The ancient Rome theme marches on (a little) in the Caracalla spa, a small but prettily colonnaded place with a surprising variety of massage treatments. In keeping with a place that encompasses multiple epochs, the opulent Cafe Sissi on the other side of the lobby is much truer to the hotel’s late-19th century roots. In an elaborate curve (following the cliff, remember) it sweeps around the edge of Trenčin’s old town; high wide windows, exquisite breakfasts, good coffee and cakes, chandeliers, decorated glass panels, sofas standing in as seats.

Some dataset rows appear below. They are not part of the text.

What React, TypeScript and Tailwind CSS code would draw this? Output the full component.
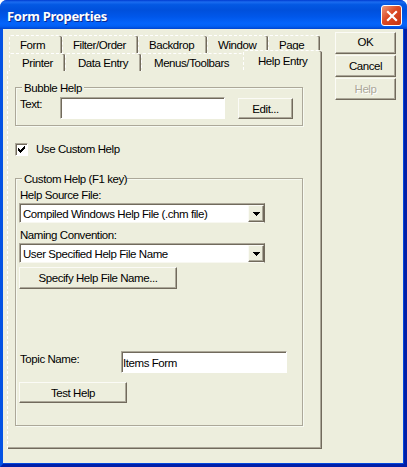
import type { ReactNode } from "react";

const raised =
  "border border-t-[#fbfbf6] border-l-[#fbfbf6] border-r-[#716a5c] border-b-[#716a5c] shadow-[inset_-1px_-1px_0_#aca899]";
const sunken =
  "border border-t-[#aca899] border-l-[#aca899] border-r-white border-b-white bg-white shadow-[inset_1px_1px_0_#716a5c]";

function Button({ className, children }: { className: string; children: ReactNode }) {
  return (
    <button className={`flex shrink-0 items-center justify-center whitespace-nowrap bg-[#edeedd] ${raised} ${className}`}>
      {children}
    </button>
  );
}

function Tab({ className, children }: { className: string; children: ReactNode }) {
  return (
    <div
      className={`flex shrink-0 items-center whitespace-nowrap rounded-t-[2px] border-t border-l border-dashed border-t-white border-l-white bg-[#edeedd] ${className}`}
    >
      {children}
    </div>
  );
}

const edge = "shadow-[inset_-1px_0_0_#716a5c,inset_-2px_0_0_#aca899]";

function Combo({ text, className }: { text: string; className: string }) {
  return (
    <div className={`flex h-5 w-[246px] shrink-0 items-stretch justify-between border border-t-[#aca899] border-l-[#aca899] border-r-[#716a5c] border-b-[#f8f8f1] bg-white pt-px shadow-[inset_1px_1px_0_#716a5c] ${className}`}>
      <span className="pl-[3px] leading-[18px] whitespace-nowrap">{text}</span>
      <span className={`flex w-4 items-center justify-center bg-[#edeedd] ${raised}`}>
        <svg width="7" height="4" viewBox="0 0 7 4" shapeRendering="crispEdges">
          <path d="M0 0h7v1H6v1H5v1H4v1H3V3H2V2H1V1H0z" />
        </svg>
      </span>
    </div>
  );
}

export default function App() {
  return (
    <div className="h-[467px] w-[407px] bg-white">
      <div className="flex h-full w-full flex-col overflow-hidden rounded-t-[7px] bg-[#0347dc] font-['Liberation_Sans',Arial,sans-serif] text-[11.5px] leading-[14px] tracking-[-0.43px] text-black">
        <header className="flex h-[29px] shrink-0 items-start justify-between bg-[linear-gradient(180deg,#003bd0_0%,#1b6cf0_7%,#0358e3_16%,#0050dc_35%,#0057ea_58%,#0464fb_80%,#0260f5_90%,#0045cf_100%)] pt-[5px] pr-[5px] pl-[7px]">
          <h1 className="font-['Noto_Sans',sans-serif] text-[13px] leading-[22px] font-bold tracking-[-0.3px] whitespace-nowrap text-white [text-shadow:1px_1px_0_#0a2a90]">
            Form Properties
          </h1>
          <button className="flex h-[21px] w-[21px] items-center justify-center rounded-[3px] border border-white bg-[linear-gradient(135deg,#ee9a7c,#dc4a24_45%,#c53412)]">
            <svg width="12" height="12" viewBox="0 0 12 12">
              <path d="M1.2 1.2l9.6 9.6M10.8 1.2l-9.6 9.6" stroke="white" strokeWidth="2.2" />
            </svg>
          </button>
        </header>
        <div className="flex min-h-0 flex-1 border-r-3 border-b-3 border-l-3 border-t-0 border-l-[#0453e4] border-r-[#001fa8] border-b-[#001fa8] bg-[#edeedd] shadow-[inset_-1px_-1px_0_#0347dc]">
          <main className="mt-[6px] ml-1 flex w-[315px] flex-col">
            <div className="flex h-[18px] shrink-0 pl-[2px]">
              <Tab className={`w-[53px] pl-[10px] ${edge}`}>Form</Tab>
              <Tab className={`w-[76px] pl-[10px] ${edge}`}>Filter/Order</Tab>
              <Tab className={`w-[69px] pl-[10px] ${edge}`}>Backdrop</Tab>
              <Tab className={`w-[61px] pl-[10px] ${edge}`}>Window</Tab>
              <Tab className={`w-[52px] pl-[10px] ${edge}`}>Page</Tab>
            </div>
            <div className="flex h-[18px] shrink-0 items-end pl-[2px]">
              <Tab className={`h-[18px] w-[56px] pl-[12px] ${edge}`}>Printer</Tab>
              <Tab className={`h-[18px] w-[76px] pl-[12px] ${edge}`}>Data Entry</Tab>
              <Tab className="h-[18px] w-[102px] pl-[12px]">Menus/Toolbars</Tab>
              <Tab className={`h-[21px] w-[79px] pb-px pl-[14px] ${edge}`}>Help Entry</Tab>
            </div>
            <section className="flex h-[378px] shrink-0 flex-col border-l border-dashed border-l-white pl-[7px] shadow-[inset_-1px_-1px_0_#716a5c,inset_-2px_-2px_0_#aca899]">
              <div className="mt-[16px] flex h-[39px] w-[288px] shrink-0 flex-col border border-[#aca899] shadow-[1px_1px_0_#f7faf1,inset_1px_1px_0_#f7faf1]">
                <span className="-mt-[7px] ml-[6px] w-[62px] shrink-0 bg-[#edeedd] pl-[2px] whitespace-nowrap">Bubble Help</span>
                <div className="flex pl-1">
                  <span className="mt-[2px] w-[40px]">Text:</span>
                  <div className={`mt-[2px] h-[22px] w-[165px] shrink-0 ${sunken}`} />
                  <Button className="mt-[3px] ml-[13px] h-[21px] w-[55px]">Edit...</Button>
                </div>
              </div>
              <label className="mt-[16px] flex h-[14px] shrink-0 items-center">
                <span className={`flex h-[13px] w-[13px] items-center justify-center ${sunken}`}>
                  <svg width="7" height="7" viewBox="0 0 7 7" shapeRendering="crispEdges">
                    <path d="M0 2h1v1h1v1h1V3h1V2h1V1h1V0h1v3H6v1H5v1H4v1H3v1H2V6H1V5H0z" />
                  </svg>
                </span>
                <span className="ml-[8px] whitespace-nowrap">Use Custom Help</span>
              </label>
              <div className="mt-[22px] flex h-[248px] w-[288px] shrink-0 flex-col border border-[#aca899] pl-[3px] shadow-[1px_1px_0_#f7faf1,inset_1px_1px_0_#f7faf1]">
                <span className="-mt-[7px] ml-[3px] w-[105px] shrink-0 bg-[#edeedd] pl-[2px] whitespace-nowrap">Custom Help (F1 key)</span>
                <span className="mt-[2px] ml-px shrink-0">Help Source File:</span>
                <Combo className="mt-px" text="Compiled Windows Help File (.chm file)" />
                <span className="mt-[5px] ml-px shrink-0">Naming Convention:</span>
                <Combo className="mt-px" text="User Specified Help File Name" />
                <Button className="mt-[4px] h-[22px] w-[158px] pb-px">Specify Help File Name...</Button>
                <div className="mt-[62px] flex shrink-0">
                  <span className="ml-px w-[101px] pt-px">Topic Name:</span>
                  <div className={`h-[22px] w-[166px] pl-px leading-[22px] ${sunken}`}>Items Form</div>
                </div>
                <Button className="mt-[9px] h-[21px] w-[108px]">Test Help</Button>
              </div>
            </section>
          </main>
          <aside className="mt-[3px] ml-[13px] flex flex-col gap-px">
            <Button className="h-[22px] w-[61px] pb-[2px]">OK</Button>
            <Button className="h-[22px] w-[61px] pb-px">Cancel</Button>
            <Button className="h-[22px] w-[61px] pb-px text-[#aca899] [text-shadow:1px_1px_0_white]">Help</Button>
          </aside>
        </div>
      </div>
    </div>
  );
}
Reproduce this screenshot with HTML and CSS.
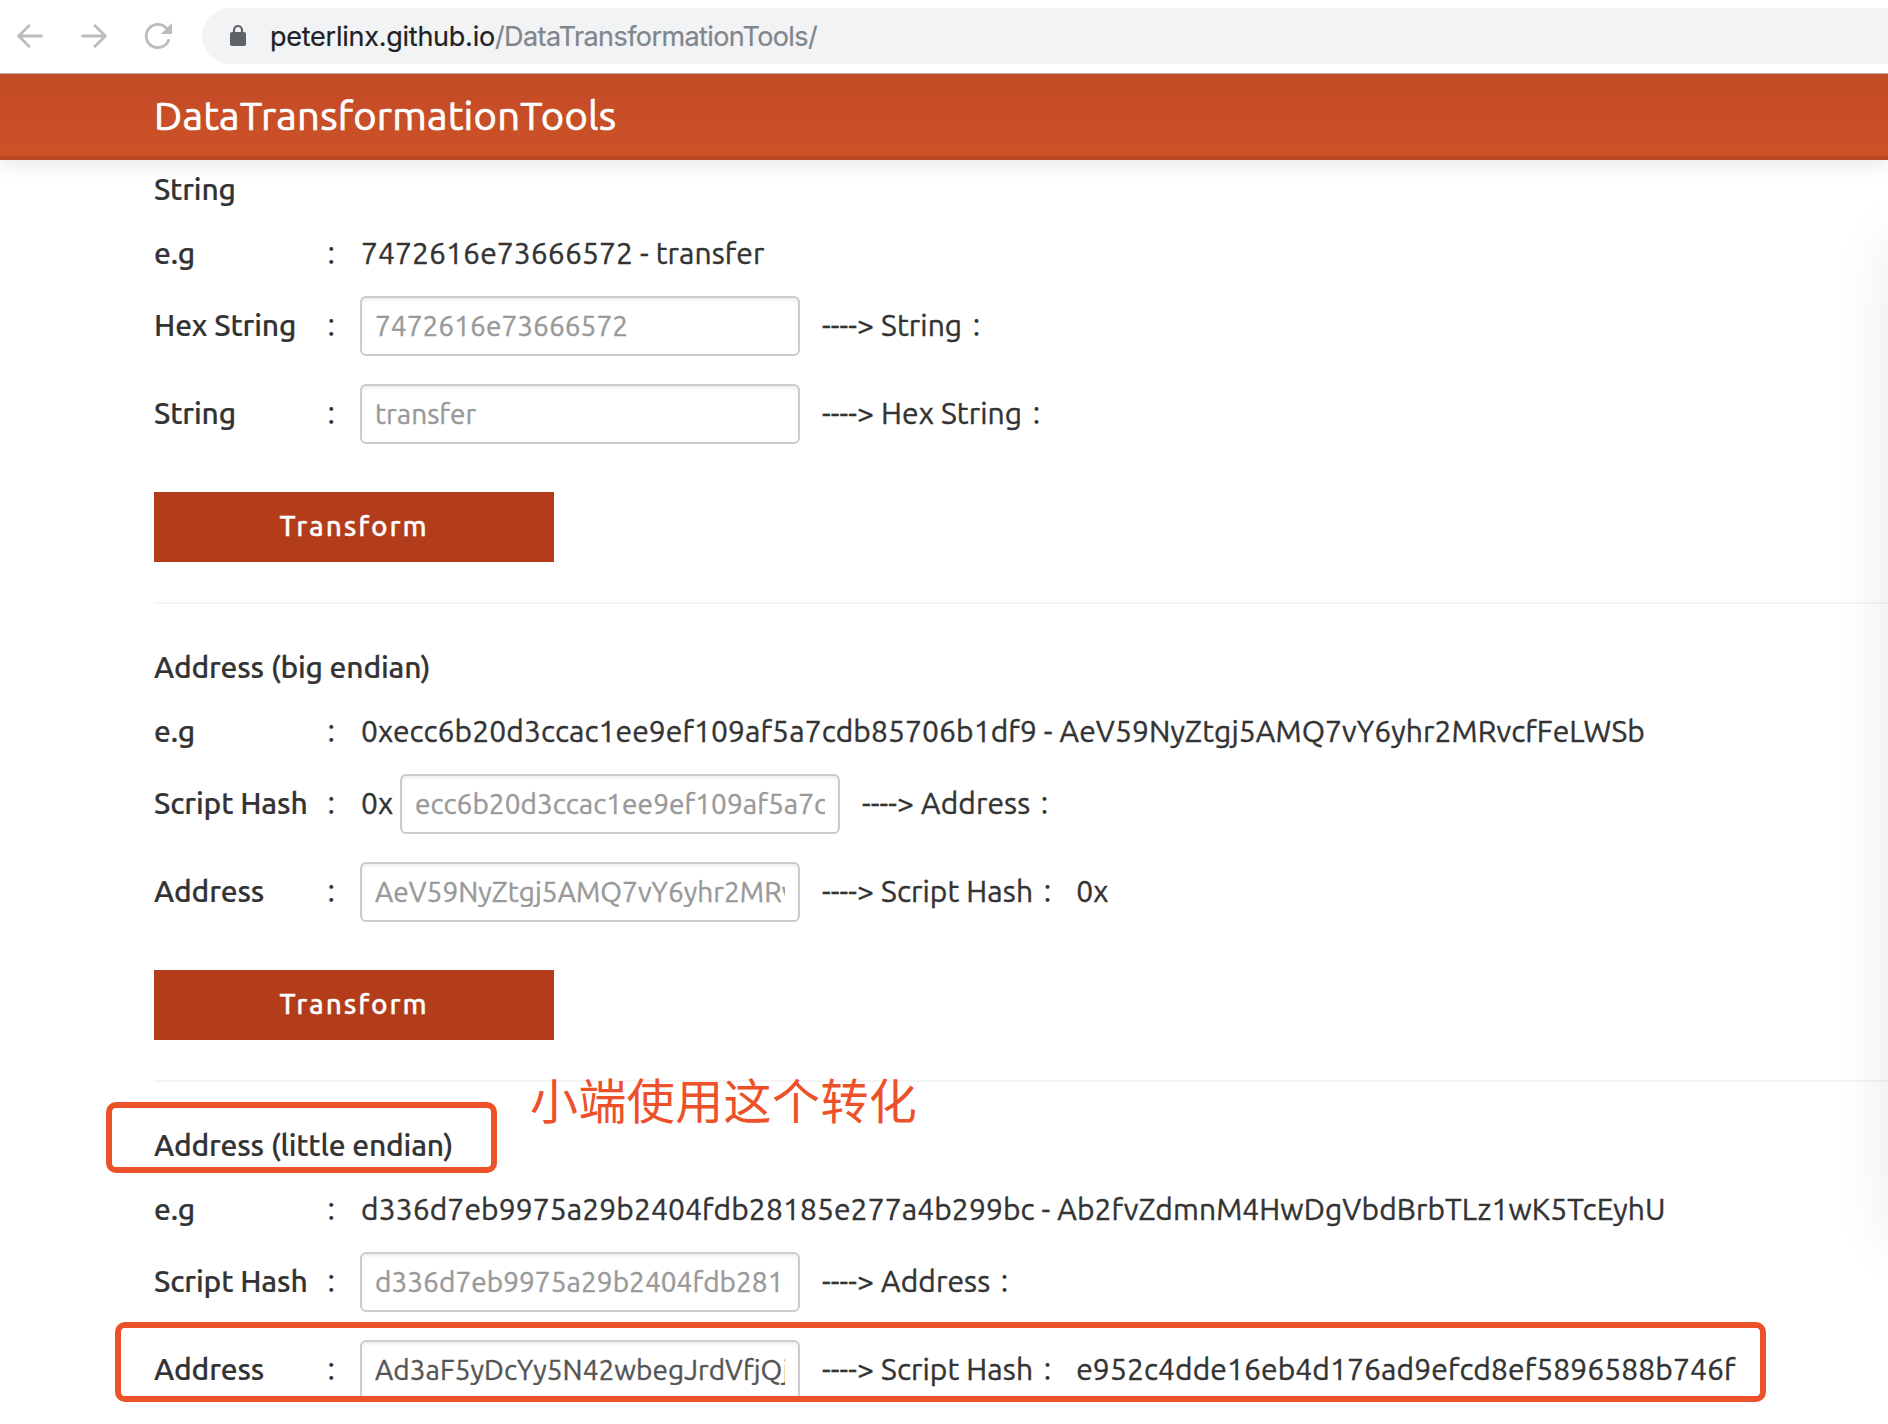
FILE: index.html
```html
<!DOCTYPE html>
<html lang="en">
<head>
<meta charset="utf-8">
<title>DataTransformationTools</title>
<link rel="stylesheet" href="styles.css">
</head>
<body>
<div class="toolbar">
  <svg class="nav-icon" viewBox="0 0 28 28"><path d="M25.5 14H3M13 3.8 2.6 14 13 24.2"/></svg>
  <svg class="nav-icon" viewBox="0 0 28 28"><path d="M2.5 14H25M15 3.8 25.4 14 15 24.2"/></svg>
  <svg class="nav-icon" viewBox="0 0 28 28"><path d="M24.6 18.2A11.6 11.6 0 1 1 22.6 6.4"/><path class="solid" d="M28 1v11H17z"/></svg>
  <div class="omnibox">
    <svg class="lock" viewBox="0 0 16 21"><rect x="0" y="7" width="16" height="14" rx="2"/><path d="M4 8V5a4 4 0 0 1 8 0v3"/></svg>
    <span class="host">peterlinx.github.io</span><span class="path">/DataTransformationTools/</span>
  </div>
</div>
<header class="navbar"><h1>DataTransformationTools</h1></header>
<main class="page">
  <section>
    <h2>String</h2>
    <div class="row example"><span class="label">e.g</span><i class="colon">：</i><span class="sample">7472616e73666572 - transfer</span></div>
    <div class="row"><span class="label">Hex String</span><i class="colon">：</i><input placeholder="7472616e73666572"><span class="result">----&gt; String</span><i class="colon">：</i></div>
    <div class="row"><span class="label">String</span><i class="colon">：</i><input placeholder="transfer"><span class="result">----&gt; Hex String</span><i class="colon">：</i></div>
    <button>Transform</button>
  </section>
  <section>
    <h2>Address (big endian)</h2>
    <div class="row example"><span class="label">e.g</span><i class="colon">：</i><span class="sample">0xecc6b20d3ccac1ee9ef109af5a7cdb85706b1df9 - AeV59NyZtgj5AMQ7vY6yhr2MRvcfFeLWSb</span></div>
    <div class="row"><span class="label">Script Hash</span><i class="colon">：</i><span class="prefix">0x</span><input placeholder="ecc6b20d3ccac1ee9ef109af5a7cdb85706b1df9"><span class="result">----&gt; Address</span><i class="colon">：</i></div>
    <div class="row"><span class="label">Address</span><i class="colon">：</i><input placeholder="AeV59NyZtgj5AMQ7vY6yhr2MRvcfFeLWSb"><span class="result">----&gt; Script Hash</span><i class="colon">：</i><span class="output">0x</span></div>
    <button>Transform</button>
  </section>
  <section>
    <h2>Address (little endian)</h2>
    <div class="row example"><span class="label">e.g</span><i class="colon">：</i><span class="sample">d336d7eb9975a29b2404fdb28185e277a4b299bc - Ab2fvZdmnM4HwDgVbdBrbTLz1wK5TcEyhU</span></div>
    <div class="row"><span class="label">Script Hash</span><i class="colon">：</i><input placeholder="d336d7eb9975a29b2404fdb28185e277a4b299bc"><span class="result">----&gt; Address</span><i class="colon">：</i></div>
    <div class="row"><span class="label">Address</span><i class="colon">：</i><input value="Ad3aF5yDcYy5N42wbegJrdVfjQjb"><span class="result">----&gt; Script Hash</span><i class="colon">：</i><span class="output">e952c4dde16eb4d176ad9efcd8ef5896588b746f</span></div>
  </section>
</main>
<div class="mark mark-heading"></div>
<div class="mark mark-row"></div>
<div class="note" lang="zh-CN">小端使用这个转化</div>
</body>
</html>
```
FILE: styles.css
```css
* { box-sizing: border-box; }
body {
  margin: 0;
  height: 1424px;
  position: relative;
  overflow: hidden;
  background: #fff;
  color: #333;
  font: 450 30px/40px Ubuntu, "Noto Sans", sans-serif;
  letter-spacing: 0.1px;
}

/* Browser toolbar */
.toolbar {
  display: flex;
  align-items: center;
  height: 74px;
  padding: 0 0 2px 16px;
  border-bottom: 1px solid #b9b1ae;
}
.nav-icon {
  width: 28px;
  height: 28px;
  margin-right: 36px;
  fill: none;
  stroke: #babcbe;
  stroke-width: 2.8;
  stroke-linecap: round;
  stroke-linejoin: round;
}
.nav-icon .solid { fill: #babcbe; stroke: none; }
.nav-icon:nth-child(3) { margin-right: 30px; }
.omnibox {
  flex: 1;
  display: flex;
  align-items: center;
  height: 56px;
  padding-left: 28px;
  border-radius: 28px 0 0 28px;
  background: #f1f3f4;
  font: 400 27px/40px Inter, sans-serif;
}
.omnibox span { padding-top: 2px; -webkit-text-stroke: 0.2px; }
.lock { width: 16px; height: 21px; margin-right: 24px; fill: #5f6368; overflow: visible; }
.lock path { fill: none; stroke: #5f6368; stroke-width: 2.2; }
.host { color: #202124; letter-spacing: -0.25px; }
.path { color: #80868b; letter-spacing: -0.58px; }

/* Site header */
.navbar {
  position: relative;
  z-index: 1;
  height: 86px;
  padding-left: 154px;
  background: linear-gradient(#c24a26, #cd5228);
  border-bottom: 4px solid #b94822;
  box-shadow: 0 2px 22px rgba(0, 0, 0, 0.12);
  clip-path: inset(0 0 -40px 0);
}
h1 {
  margin: 0;
  color: #fff;
  font-size: 40px;
  font-weight: 450;
  line-height: 84px;
  letter-spacing: 0.22px;
  -webkit-text-stroke: 0.7px;
}

/* Page body */
.page {
  position: relative;
  height: 1237px;
  padding: 9px 0 0 154px;
  overflow: hidden;
  -webkit-text-stroke: 0.4px;
}
.page::after {
  content: "";
  position: absolute;
  left: 1892px;
  top: 80px;
  width: 60px;
  height: 1000px;
  box-shadow: 0 0 60px rgba(0, 0, 0, 0.1);
}
section + section { border-top: 2px solid #f4f4f4; padding-top: 43px; margin-top: 40px; }
h2 { margin: 0 0 24px; font: inherit; font-weight: 480; letter-spacing: -0.17px; -webkit-text-stroke: 0.2px; }
.row { display: flex; align-items: center; height: 60px; margin-bottom: 28px; white-space: nowrap; }
.row > span { padding-bottom: 2px; }
.row.example { height: 40px; margin-bottom: 23px; }
.row.example > span { padding-bottom: 0; }
.label { width: 171px; font-weight: 480; letter-spacing: -0.13px; -webkit-text-stroke: 0.2px; }
.row > .colon {
  width: 35px;
  padding-bottom: 5px;
  font: 400 25px/40px "Noto Sans CJK SC", sans-serif;
  letter-spacing: 0;
  -webkit-text-stroke: 0;
}
.row.example > .colon { padding-bottom: 3px; }
.sample, .prefix { padding-left: 1px; }
.prefix { width: 40px; }
input {
  width: 440px;
  height: 60px;
  margin: 0 22px 0 0;
  padding: 0 13px 2px 13px;
  border: 2px solid #ccc;
  border-radius: 6px;
  box-shadow: inset 0 2px 3px rgba(0, 0, 0, 0.08);
  background: #fff;
  color: #555;
  font: 400 28px/40px Ubuntu, "Noto Sans", sans-serif;
  letter-spacing: 0.05px;
  -webkit-text-stroke: 0.4px;
}
input::placeholder { color: #999; opacity: 1; }
.result { margin-right: 8px; }
button {
  display: block;
  width: 400px;
  height: 70px;
  margin-top: 48px;
  padding: 0 0 2px 0;
  border: 0;
  background: #b33d1b;
  color: #fff;
  font: 500 28px/40px Ubuntu, "Noto Sans", sans-serif;
  letter-spacing: 1.9px;
  -webkit-text-stroke: 0.3px;
}

/* Annotations drawn over the page */
.mark { position: absolute; z-index: 2; border: 6px solid #ed5129; border-radius: 10px; }
.mark-heading { left: 106px; top: 1102px; width: 391px; height: 71px; }
.mark-row { left: 115px; top: 1322px; width: 1651px; height: 80px; }
.note {
  position: absolute;
  left: 530px;
  top: 1063px;
  color: #ed5129;
  font: 400 48px/70px "Noto Sans CJK SC", sans-serif;
  letter-spacing: 0.4px;
}
```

The Restaurant Elizabeth might take over for evening dining, but it’s the cafe that anyone would have to admit was an essential stop-off on a Trenčin best-of tour.
I think back now, as I’m writing this, to the first time I came to Trenčin, in 2012. It was raining, which already had me in a bad mood. When I got to the historic centre having (incredibly) initially walked the wrong way out of the train station into a gloomy industrial area, the hotel (it is the first thing you see as your eyes, in that first sweep over the town, wander down from the castle over the burnished steeply-pitched rooftops) was under reconstruction. Corrugated iron, scaffolding, boards on the windows and the sound of the drizzle hammering into them. The location of the building at the beginnings of Mierové námestie, the thoroughfare through the beguiling medieval heart of Trenčin, means it can’t help but be your first impression of the place. It wasn’t a great impression, back in 2012, and Hotel Elizabeth’s state of disrepair had a lot to do with that. That was then. And we reach the point. Since the dramatic makeover and its reopening (2013) the hotel continues to strongly influence Trenčin’s feel. The message it sends out now? That the town is back to being the proud, lively, history-rich place it used to be – with one truly quality place to stay.
A Quick Guide to the Other Content We Have on Trenčin:
PRICES: Single rooms 99 Euros, Double rooms 115 Euros, Suites from 165 Euros (2016 prices). 150 Euro weekend break for two deals (see the website) include the very good buffet breakfast, unlimited wellness/spa entry, and one evening meal for two.